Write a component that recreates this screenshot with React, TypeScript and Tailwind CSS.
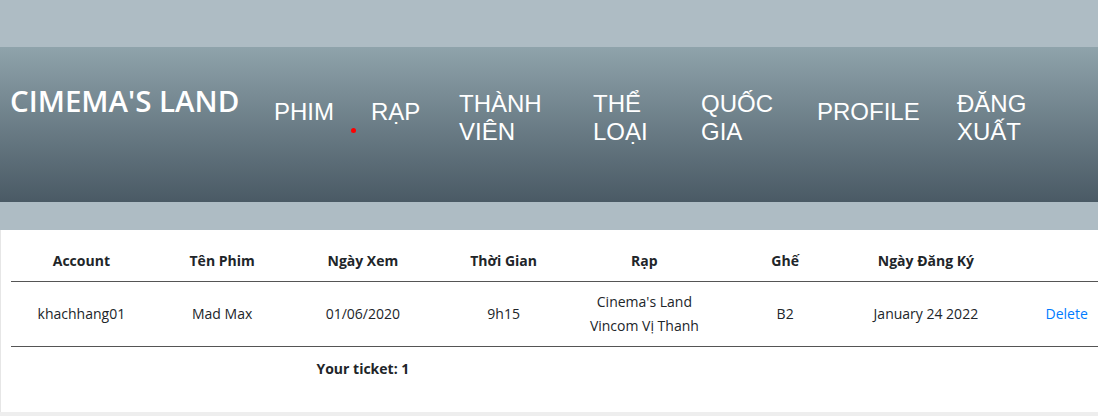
import React from "react";

const headers = ["Account", "Tên Phim", "Ngày Xem", "Thời Gian", "Rạp", "Ghế", "Ngày Đăng Ký", ""];

export default function App() {
  return (
    <div className="w-[1098px] h-[416px] overflow-hidden bg-[#eeeeee]">
      <div className="h-[47px] bg-[#aebcc4]" />
      <header className="relative h-[155px] bg-linear-to-b from-[#8fa3ab] to-[#4a5a65] flex items-start text-white">
        <div className="w-[274px] shrink-0 pl-[10px] mt-[35px] text-[29.5px] leading-[38px] font-semibold whitespace-nowrap [font-family:'Open_Sans',sans-serif]">
          CIMEMA'S LAND
        </div>
        <nav className="flex items-start text-[24px] leading-[28px] [font-family:'Liberation_Sans',Arial,sans-serif]">
          <div className="w-[97px] mt-[51px]">PHIM</div>
          <div className="w-[88px] mt-[51px]">RẠP</div>
          <div className="w-[134px] mt-[43px]"><div className="w-[90px]">THÀNH VIÊN</div></div>
          <div className="w-[108px] mt-[43px]"><div className="w-[60px]">THỂ LOẠI</div></div>
          <div className="w-[116px] mt-[43px]"><div className="w-[80px]">QUỐC GIA</div></div>
          <div className="w-[140px] mt-[51px]">PROFILE</div>
          <div className="w-[120px] mt-[43px]"><div className="w-[80px]">ĐĂNG XUẤT</div></div>
        </nav>
        <span className="absolute left-[351px] top-[81px] w-[5px] h-[5px] rounded-full bg-[#ff0000]" />
      </header>
      <div className="h-[28px] bg-[#aebcc4]" />
      <section className="h-[182px] bg-white border-l border-[#e6e6e6] text-[14px] text-[#212529] [font-family:'Open_Sans',sans-serif]">
        <div className="ml-[10px] w-[1126px]">
          <div className="grid grid-cols-8 h-[52px] pt-[21px] border-b border-[#555555] font-bold leading-[20px]">
            {headers.map((h, i) => (
              <div key={i} className="flex justify-center whitespace-nowrap">{h}</div>
            ))}
          </div>
          <div className="grid grid-cols-8 h-[65px] items-center border-b border-[#555555] leading-6">
            <div className="flex justify-center whitespace-nowrap">khachhang01</div>
            <div className="flex justify-center whitespace-nowrap">Mad Max</div>
            <div className="flex justify-center whitespace-nowrap">01/06/2020</div>
            <div className="flex justify-center whitespace-nowrap">9h15</div>
            <div className="flex flex-col items-center whitespace-nowrap">
              <span>Cinema's Land</span>
              <span>Vincom Vị Thanh</span>
            </div>
            <div className="flex justify-center whitespace-nowrap">B2</div>
            <div className="flex justify-center whitespace-nowrap">January 24 2022</div>
            <div className="flex justify-center whitespace-nowrap">
              <a className="text-[#007bff]">Delete</a>
            </div>
          </div>
          <div className="grid grid-cols-8 pt-[10px] leading-6 font-bold">
            <div />
            <div />
            <div className="flex justify-center whitespace-nowrap">Your ticket: 1</div>
          </div>
        </div>
      </section>
    </div>
  );
}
- - - - -
_TO DO_
Filter the listing above for the string "React" and copy every matching line.

_OUTPUT OF THE TASK_
Write a component that recreates this screenshot with React, TypeScript and Tailwind CSS.
import React from "react";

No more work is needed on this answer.